*** Data supplied
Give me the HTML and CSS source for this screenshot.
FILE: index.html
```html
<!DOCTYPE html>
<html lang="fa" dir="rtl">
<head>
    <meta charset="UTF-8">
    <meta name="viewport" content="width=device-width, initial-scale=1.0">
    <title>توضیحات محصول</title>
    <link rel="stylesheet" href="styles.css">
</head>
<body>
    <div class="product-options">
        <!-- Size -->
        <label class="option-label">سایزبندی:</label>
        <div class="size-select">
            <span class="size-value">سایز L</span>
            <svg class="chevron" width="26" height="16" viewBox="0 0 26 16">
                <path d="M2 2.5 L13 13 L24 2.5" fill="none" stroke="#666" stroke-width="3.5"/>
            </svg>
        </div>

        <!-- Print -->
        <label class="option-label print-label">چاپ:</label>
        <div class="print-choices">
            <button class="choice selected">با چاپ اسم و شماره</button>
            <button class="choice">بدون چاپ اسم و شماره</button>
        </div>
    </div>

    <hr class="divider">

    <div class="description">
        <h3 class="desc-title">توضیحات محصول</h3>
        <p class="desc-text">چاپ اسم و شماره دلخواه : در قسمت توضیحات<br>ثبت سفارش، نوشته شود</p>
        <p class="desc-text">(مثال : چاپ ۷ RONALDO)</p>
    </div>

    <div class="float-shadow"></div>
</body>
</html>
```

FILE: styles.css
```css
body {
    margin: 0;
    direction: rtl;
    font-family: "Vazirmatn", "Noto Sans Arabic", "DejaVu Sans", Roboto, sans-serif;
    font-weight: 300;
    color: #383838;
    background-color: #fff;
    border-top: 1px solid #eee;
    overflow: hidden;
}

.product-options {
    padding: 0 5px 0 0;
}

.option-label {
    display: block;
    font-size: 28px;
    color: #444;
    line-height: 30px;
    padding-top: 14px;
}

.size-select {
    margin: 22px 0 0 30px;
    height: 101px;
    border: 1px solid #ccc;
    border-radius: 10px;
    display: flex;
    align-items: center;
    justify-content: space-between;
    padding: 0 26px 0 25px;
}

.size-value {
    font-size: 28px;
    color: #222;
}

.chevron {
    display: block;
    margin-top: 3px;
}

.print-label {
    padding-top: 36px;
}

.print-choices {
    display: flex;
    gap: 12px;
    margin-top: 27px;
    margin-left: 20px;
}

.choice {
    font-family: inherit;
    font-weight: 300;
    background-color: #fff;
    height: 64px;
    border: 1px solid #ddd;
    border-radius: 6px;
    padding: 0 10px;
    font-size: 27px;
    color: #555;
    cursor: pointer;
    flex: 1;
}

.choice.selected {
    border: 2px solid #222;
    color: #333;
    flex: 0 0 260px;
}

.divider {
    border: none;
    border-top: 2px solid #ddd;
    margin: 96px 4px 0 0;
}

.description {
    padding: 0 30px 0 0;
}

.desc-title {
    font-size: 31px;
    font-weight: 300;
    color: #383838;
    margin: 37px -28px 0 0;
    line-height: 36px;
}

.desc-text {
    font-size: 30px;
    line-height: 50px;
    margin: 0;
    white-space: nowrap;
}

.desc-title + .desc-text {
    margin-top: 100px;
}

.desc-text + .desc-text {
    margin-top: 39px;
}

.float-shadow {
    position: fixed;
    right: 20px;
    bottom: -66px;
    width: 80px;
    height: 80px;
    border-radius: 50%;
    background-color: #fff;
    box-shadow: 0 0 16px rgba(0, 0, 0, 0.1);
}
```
******
*** Data supplied
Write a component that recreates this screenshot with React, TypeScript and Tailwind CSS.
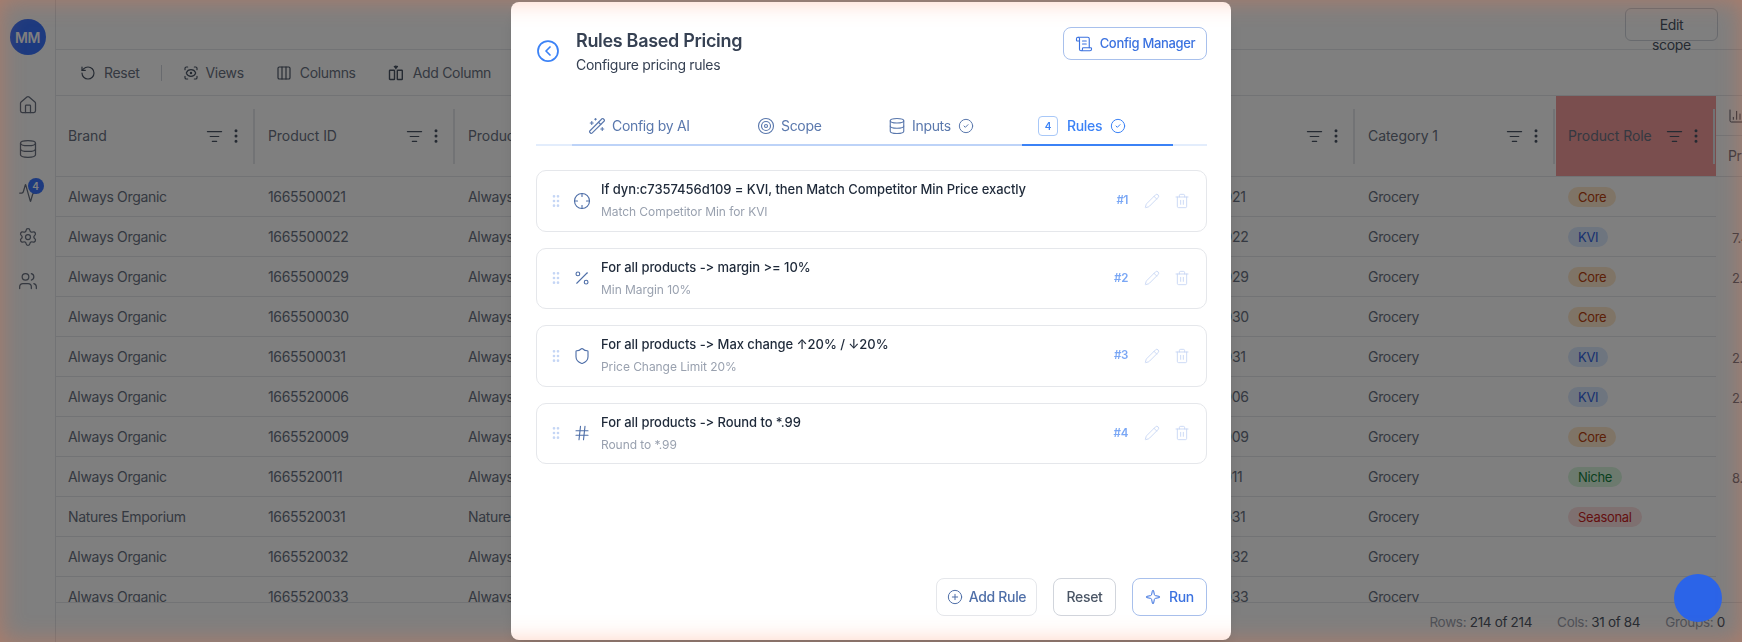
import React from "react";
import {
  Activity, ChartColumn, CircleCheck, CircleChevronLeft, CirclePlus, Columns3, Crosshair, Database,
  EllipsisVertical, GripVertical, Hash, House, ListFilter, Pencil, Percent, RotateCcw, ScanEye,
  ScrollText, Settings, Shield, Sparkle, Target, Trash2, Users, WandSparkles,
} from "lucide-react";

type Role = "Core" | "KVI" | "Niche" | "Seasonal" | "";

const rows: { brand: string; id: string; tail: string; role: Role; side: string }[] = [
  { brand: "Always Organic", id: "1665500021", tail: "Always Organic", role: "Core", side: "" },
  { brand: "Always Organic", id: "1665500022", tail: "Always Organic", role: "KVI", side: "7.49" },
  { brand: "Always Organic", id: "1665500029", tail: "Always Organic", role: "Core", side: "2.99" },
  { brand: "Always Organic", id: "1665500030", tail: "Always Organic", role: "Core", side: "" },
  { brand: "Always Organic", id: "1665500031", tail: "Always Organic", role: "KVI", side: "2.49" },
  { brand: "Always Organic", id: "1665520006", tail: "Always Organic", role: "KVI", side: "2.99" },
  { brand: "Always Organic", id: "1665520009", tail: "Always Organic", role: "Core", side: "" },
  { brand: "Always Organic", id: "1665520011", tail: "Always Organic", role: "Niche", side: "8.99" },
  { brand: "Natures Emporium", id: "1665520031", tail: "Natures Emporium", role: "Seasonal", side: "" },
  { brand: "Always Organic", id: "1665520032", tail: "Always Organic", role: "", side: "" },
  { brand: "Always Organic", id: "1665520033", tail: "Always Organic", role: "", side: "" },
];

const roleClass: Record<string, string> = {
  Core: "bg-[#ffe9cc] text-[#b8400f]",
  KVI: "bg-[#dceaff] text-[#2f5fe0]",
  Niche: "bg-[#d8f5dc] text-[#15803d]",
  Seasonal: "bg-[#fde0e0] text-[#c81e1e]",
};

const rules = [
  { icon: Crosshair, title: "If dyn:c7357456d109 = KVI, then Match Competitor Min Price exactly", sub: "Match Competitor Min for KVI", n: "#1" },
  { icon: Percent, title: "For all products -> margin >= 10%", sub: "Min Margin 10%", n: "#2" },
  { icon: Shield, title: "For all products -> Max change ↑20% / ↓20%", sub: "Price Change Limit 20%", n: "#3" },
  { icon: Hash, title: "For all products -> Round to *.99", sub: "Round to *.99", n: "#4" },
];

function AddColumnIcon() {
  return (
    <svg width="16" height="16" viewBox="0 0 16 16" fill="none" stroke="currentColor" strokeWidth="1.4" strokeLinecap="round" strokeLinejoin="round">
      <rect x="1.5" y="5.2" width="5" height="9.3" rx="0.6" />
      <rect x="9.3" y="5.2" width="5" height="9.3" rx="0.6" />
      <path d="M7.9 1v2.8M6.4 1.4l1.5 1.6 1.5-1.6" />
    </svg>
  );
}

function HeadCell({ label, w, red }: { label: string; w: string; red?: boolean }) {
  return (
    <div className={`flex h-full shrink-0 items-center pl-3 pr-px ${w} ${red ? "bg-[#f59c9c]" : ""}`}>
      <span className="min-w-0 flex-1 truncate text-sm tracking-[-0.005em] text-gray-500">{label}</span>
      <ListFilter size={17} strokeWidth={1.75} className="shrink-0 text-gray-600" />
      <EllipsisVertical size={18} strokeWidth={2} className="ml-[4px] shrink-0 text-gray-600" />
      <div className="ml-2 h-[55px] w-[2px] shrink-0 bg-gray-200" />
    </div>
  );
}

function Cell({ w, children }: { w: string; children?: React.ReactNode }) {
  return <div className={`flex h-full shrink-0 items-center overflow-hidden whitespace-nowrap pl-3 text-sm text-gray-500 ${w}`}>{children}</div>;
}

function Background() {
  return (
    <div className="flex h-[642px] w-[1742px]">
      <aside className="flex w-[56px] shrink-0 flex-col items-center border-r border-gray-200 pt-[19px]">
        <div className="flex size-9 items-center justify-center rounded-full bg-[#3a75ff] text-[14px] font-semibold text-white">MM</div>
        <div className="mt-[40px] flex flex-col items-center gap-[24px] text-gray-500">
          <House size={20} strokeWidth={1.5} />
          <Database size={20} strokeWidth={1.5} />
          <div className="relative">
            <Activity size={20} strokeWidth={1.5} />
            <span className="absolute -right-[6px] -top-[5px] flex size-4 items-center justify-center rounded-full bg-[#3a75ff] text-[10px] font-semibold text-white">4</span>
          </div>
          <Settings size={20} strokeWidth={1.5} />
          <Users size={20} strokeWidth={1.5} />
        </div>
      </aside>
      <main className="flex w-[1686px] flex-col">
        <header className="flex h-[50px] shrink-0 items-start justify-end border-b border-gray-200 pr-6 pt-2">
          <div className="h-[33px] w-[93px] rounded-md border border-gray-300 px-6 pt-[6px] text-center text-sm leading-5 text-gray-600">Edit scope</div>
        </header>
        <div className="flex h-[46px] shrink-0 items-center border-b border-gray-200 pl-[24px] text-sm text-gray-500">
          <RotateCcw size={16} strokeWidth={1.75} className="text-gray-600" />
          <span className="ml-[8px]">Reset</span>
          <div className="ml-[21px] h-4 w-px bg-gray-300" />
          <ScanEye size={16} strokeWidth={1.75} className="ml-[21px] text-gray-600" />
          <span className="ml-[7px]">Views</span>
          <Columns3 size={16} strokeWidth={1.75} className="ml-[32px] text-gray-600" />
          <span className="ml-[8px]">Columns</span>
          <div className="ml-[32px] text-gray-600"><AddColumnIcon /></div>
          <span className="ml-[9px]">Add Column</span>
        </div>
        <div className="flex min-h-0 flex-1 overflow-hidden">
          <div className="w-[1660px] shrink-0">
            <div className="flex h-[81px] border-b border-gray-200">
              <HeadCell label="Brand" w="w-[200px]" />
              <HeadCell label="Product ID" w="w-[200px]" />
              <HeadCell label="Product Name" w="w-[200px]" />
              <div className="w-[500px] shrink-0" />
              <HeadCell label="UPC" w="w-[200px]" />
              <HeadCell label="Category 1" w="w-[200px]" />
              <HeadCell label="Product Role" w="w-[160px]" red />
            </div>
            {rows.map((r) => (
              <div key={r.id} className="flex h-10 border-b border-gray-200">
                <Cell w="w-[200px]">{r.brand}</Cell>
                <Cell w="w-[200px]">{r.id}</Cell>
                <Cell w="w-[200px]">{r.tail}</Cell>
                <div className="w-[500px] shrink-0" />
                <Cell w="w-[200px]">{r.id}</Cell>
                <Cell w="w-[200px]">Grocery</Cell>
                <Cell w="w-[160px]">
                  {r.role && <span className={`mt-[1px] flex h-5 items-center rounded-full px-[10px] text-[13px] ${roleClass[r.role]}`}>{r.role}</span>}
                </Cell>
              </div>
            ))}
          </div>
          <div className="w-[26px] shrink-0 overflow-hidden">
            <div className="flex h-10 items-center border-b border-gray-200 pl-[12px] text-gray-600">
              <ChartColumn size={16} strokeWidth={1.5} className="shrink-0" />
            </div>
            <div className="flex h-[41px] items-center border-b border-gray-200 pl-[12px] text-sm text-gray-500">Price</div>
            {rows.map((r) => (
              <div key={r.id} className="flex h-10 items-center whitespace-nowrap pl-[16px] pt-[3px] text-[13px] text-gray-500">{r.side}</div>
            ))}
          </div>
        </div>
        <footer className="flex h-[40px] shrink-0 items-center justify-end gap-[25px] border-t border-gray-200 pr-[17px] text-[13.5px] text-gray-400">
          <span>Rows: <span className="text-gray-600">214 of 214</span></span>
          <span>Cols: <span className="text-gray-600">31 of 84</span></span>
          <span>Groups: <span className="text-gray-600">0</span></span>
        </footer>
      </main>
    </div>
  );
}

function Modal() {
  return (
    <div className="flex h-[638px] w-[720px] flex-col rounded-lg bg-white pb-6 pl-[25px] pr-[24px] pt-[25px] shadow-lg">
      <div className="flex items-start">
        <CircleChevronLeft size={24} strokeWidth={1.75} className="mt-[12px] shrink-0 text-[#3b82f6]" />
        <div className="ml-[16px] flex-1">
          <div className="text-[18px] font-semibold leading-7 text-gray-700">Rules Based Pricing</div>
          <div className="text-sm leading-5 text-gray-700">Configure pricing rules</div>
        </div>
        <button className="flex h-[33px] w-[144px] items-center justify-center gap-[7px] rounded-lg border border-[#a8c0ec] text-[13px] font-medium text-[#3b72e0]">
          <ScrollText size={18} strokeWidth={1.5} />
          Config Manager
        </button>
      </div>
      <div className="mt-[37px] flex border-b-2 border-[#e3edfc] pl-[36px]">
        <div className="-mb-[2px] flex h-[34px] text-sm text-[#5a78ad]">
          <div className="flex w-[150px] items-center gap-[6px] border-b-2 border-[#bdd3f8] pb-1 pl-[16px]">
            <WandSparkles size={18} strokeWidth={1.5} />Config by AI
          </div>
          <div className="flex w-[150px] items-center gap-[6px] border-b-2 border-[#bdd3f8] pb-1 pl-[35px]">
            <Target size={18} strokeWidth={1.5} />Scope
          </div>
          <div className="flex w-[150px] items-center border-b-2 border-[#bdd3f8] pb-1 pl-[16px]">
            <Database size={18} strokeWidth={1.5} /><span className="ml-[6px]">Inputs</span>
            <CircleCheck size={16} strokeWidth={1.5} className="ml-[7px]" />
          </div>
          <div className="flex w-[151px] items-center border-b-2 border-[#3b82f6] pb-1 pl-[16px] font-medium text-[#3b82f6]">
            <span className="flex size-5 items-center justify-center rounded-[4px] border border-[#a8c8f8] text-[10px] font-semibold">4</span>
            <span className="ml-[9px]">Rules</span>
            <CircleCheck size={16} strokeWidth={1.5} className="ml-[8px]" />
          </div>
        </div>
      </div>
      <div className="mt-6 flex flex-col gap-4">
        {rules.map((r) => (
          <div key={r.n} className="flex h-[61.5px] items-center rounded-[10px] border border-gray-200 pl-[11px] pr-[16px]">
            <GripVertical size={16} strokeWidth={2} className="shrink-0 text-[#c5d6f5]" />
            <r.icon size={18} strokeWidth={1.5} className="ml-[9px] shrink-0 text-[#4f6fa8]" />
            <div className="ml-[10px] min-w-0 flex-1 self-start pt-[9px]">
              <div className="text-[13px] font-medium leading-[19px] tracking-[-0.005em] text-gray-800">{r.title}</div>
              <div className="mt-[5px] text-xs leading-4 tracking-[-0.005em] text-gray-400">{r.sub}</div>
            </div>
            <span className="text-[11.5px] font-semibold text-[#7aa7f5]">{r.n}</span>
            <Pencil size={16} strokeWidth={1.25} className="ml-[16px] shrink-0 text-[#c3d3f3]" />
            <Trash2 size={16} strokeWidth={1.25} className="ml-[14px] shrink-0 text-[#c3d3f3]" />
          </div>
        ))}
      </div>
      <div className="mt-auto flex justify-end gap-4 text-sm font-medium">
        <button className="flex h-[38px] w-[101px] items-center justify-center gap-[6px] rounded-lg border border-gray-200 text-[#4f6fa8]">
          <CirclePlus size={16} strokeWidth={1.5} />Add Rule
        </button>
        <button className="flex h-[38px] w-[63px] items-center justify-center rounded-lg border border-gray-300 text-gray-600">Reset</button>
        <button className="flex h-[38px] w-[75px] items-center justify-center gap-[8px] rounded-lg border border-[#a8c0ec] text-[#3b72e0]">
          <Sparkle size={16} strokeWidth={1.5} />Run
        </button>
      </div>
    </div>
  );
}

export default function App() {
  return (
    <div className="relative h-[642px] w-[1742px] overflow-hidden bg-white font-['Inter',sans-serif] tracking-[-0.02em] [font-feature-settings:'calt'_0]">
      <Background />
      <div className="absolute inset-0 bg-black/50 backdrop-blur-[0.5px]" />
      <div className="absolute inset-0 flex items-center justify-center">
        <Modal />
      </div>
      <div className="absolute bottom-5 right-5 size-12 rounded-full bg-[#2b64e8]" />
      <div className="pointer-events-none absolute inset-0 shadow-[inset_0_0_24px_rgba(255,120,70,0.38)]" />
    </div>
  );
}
******
*** Data supplied
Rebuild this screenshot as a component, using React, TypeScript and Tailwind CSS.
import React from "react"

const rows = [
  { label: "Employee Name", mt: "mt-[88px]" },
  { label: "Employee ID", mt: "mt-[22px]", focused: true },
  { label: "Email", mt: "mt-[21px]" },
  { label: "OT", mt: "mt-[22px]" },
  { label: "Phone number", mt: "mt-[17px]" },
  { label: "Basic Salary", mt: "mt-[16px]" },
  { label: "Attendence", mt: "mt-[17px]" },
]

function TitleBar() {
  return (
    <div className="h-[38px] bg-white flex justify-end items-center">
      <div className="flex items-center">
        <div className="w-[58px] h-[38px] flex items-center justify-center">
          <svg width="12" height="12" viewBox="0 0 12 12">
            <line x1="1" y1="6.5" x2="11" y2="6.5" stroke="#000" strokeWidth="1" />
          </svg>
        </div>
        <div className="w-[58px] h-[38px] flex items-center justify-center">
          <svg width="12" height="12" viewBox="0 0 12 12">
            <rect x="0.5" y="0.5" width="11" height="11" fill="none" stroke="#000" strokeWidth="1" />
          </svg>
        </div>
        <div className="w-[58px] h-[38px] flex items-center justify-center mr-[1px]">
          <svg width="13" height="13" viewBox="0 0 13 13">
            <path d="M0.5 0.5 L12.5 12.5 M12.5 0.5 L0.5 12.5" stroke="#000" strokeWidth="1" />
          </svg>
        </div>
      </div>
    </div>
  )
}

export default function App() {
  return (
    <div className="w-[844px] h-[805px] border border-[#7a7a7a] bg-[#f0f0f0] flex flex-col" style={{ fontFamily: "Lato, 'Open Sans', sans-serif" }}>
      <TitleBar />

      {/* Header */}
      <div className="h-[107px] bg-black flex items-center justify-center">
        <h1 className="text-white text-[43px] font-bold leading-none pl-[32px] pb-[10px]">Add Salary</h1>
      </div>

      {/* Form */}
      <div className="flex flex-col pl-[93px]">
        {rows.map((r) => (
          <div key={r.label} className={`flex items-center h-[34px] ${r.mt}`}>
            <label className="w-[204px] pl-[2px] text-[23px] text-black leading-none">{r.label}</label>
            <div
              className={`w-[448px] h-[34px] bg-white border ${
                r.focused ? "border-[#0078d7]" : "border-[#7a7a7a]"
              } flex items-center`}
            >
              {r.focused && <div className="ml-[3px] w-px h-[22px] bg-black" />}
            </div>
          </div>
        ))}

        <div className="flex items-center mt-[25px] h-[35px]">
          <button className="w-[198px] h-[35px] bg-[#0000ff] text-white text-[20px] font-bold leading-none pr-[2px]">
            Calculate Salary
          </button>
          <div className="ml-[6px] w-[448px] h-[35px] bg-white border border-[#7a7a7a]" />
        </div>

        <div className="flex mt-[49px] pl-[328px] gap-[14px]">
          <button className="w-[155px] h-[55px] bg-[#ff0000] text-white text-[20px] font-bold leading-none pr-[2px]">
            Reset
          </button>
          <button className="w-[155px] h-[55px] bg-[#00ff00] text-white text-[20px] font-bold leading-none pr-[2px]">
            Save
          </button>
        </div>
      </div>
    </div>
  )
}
******
* [Exercise goal] Go through the data above and find the lines with the word "Tailwind". Copy each of those lines.

* [Expected answer]
Write a component that recreates this screenshot with React, TypeScript and Tailwind CSS.
Rebuild this screenshot as a component, using React, TypeScript and Tailwind CSS.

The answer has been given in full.